El Instituto Duttweiler (cerca de Zurich, Suiza) había invitado a principios de los ochenta a más de doscientos gerentes y personas de influencia, entre ellos a miembros del Club de Roma, encargado de analizar la situación mundial y de ofrecer soluciones. Michael Ende fue invitado como un no-experto, como alguien que tal vez podría traer un nuevo enfoque al problema. La convención tenía como propósito estudiar los efectos de los ordenadores que se hacen cargo de la producción creando fábricas donde la presencia humana es nula. Ende, luego de leer pasajes de su libro Momo, pidió a cada uno de los presentes que tomaran parte en un pequeño juego: “Imagínense”, dijo, “que todos nos sentamos en una alfombra voladora y que viajamos cien años hacia el futuro. Cuando lleguemos cada uno debe decir cómo desea él que sea el mundo”. Luego de presentar las reglas del juego, Ende se vio atacado por los expertos. Estos, por supuesto, no participaron en el juego. Es más, por poco linchan al escritor alemán. “Me pareció horrendo como esta gente ya no podía pensar en cosas que estuviesen fuera del círculo vicioso (entre el poder y el miedo)”, confesó luego Ende. Al parecer existe una pared psico-social que impide ver más allá. Nosotros, los creadores del futuro, no queremos un futuro positivo, no estamos dispuestos a dar los pasos necesarios para un mañana mejor, y todo por miedo a nuestra situación actual, a perder lo poco que nos queda.

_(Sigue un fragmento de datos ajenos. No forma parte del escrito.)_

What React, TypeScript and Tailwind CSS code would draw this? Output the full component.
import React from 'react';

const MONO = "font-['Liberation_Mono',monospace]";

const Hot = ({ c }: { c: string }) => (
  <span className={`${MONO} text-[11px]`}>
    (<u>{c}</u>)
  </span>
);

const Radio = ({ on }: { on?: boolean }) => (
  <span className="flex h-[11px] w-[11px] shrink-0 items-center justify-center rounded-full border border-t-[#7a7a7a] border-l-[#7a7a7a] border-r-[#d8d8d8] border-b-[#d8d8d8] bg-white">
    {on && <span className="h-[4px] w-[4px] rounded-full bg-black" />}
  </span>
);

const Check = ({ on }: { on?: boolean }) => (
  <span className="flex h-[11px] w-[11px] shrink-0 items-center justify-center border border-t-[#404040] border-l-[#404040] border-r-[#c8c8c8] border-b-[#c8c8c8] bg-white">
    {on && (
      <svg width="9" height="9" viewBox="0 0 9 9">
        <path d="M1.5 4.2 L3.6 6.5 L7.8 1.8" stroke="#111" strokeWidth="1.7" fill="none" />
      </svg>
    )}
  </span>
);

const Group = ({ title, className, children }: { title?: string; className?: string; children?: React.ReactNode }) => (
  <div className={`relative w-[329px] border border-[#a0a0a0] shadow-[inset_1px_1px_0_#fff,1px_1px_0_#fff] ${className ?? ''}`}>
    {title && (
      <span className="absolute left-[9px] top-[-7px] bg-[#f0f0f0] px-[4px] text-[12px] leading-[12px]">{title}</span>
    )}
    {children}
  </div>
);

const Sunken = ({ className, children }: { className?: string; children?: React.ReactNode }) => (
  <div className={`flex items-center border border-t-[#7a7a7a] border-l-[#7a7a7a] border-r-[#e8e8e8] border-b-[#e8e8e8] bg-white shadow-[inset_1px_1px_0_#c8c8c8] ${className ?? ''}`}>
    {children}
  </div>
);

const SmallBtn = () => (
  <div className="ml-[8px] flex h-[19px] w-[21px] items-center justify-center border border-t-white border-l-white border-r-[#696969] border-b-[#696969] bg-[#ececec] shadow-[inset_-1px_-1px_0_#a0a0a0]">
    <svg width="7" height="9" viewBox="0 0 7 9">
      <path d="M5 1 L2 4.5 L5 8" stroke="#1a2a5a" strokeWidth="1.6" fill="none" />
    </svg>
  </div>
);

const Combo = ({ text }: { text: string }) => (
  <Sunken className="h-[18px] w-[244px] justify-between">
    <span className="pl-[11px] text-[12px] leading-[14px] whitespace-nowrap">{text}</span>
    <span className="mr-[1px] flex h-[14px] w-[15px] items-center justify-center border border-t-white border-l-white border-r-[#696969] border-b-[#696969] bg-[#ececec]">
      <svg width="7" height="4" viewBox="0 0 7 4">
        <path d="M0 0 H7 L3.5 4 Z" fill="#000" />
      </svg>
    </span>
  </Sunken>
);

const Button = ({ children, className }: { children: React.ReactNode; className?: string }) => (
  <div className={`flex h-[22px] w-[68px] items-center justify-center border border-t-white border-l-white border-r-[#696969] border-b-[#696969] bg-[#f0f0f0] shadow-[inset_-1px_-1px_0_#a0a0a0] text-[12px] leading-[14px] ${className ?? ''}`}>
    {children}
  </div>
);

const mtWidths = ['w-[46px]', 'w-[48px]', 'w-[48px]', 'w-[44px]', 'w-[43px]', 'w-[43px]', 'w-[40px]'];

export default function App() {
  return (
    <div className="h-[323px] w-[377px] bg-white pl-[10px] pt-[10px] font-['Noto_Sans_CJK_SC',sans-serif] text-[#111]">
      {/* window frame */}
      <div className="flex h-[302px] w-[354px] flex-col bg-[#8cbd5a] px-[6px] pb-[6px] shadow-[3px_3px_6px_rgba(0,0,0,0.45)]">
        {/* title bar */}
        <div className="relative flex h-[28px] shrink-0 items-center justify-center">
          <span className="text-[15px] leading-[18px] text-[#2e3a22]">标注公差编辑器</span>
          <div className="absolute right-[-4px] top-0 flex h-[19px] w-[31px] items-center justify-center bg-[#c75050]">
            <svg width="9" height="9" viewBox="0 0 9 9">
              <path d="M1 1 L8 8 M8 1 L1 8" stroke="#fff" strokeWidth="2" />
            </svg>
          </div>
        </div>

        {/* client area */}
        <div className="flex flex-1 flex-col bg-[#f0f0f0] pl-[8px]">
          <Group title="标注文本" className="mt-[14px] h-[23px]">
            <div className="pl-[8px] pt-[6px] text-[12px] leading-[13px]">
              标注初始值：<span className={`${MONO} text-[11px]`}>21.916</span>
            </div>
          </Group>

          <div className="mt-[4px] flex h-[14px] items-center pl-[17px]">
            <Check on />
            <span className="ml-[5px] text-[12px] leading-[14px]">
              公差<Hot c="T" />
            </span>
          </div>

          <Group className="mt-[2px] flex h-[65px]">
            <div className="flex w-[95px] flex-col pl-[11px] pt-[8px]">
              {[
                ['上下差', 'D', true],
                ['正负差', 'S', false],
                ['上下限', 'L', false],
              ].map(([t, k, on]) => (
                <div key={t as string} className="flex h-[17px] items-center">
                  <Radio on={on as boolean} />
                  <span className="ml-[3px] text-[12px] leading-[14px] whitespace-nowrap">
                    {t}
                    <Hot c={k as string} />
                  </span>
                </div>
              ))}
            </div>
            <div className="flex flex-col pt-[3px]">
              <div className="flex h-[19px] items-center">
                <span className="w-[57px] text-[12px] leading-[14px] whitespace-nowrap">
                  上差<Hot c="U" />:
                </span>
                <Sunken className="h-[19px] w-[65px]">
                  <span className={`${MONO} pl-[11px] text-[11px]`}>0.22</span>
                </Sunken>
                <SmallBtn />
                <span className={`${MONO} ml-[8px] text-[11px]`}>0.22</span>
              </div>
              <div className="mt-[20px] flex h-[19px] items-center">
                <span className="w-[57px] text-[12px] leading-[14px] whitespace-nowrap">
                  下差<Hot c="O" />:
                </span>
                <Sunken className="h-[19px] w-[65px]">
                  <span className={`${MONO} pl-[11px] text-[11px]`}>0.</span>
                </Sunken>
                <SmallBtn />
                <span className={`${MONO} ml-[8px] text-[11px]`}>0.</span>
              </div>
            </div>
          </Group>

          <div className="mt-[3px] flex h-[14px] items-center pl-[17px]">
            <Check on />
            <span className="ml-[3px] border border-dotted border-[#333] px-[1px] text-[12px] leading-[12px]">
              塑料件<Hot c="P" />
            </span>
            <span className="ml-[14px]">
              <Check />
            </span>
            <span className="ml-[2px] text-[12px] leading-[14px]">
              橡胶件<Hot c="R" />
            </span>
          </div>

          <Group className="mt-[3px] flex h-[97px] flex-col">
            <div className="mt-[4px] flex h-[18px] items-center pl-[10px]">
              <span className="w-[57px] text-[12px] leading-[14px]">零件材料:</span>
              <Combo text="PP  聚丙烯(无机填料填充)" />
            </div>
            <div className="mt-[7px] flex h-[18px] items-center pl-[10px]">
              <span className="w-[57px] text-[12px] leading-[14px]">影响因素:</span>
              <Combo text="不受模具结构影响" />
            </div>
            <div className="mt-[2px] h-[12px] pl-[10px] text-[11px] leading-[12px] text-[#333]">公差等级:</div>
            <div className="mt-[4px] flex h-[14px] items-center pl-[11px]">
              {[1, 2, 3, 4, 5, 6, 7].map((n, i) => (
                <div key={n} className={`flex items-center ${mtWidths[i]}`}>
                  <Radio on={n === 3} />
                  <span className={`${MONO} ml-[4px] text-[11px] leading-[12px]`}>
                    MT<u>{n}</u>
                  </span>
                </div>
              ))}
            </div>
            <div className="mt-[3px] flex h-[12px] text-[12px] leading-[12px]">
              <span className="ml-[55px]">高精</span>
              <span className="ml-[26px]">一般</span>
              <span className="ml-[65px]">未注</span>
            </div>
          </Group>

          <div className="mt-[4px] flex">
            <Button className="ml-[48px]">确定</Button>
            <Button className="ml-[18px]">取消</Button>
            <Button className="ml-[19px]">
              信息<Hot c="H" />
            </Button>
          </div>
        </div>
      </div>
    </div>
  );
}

Hans-Christian Kirsch piensa que Michael Ende poseía un sentimiento de que es necesario crear, por lo menos como parte de nuestros deseos, utopías positivas. Para ello libros como los escritos por Ende ayudan a por lo menos dejarnos sentir qué es lo que quisiéramos, pues el problema es que ni siquiera sabemos lo que queremos. Estamos tan desanimados que no nos atrevemos a anhelar, ni en sueños, un futuro mejor para el planeta. ¿Tal vez por miedo a despertar y encontrarnos viviendo una pesadilla?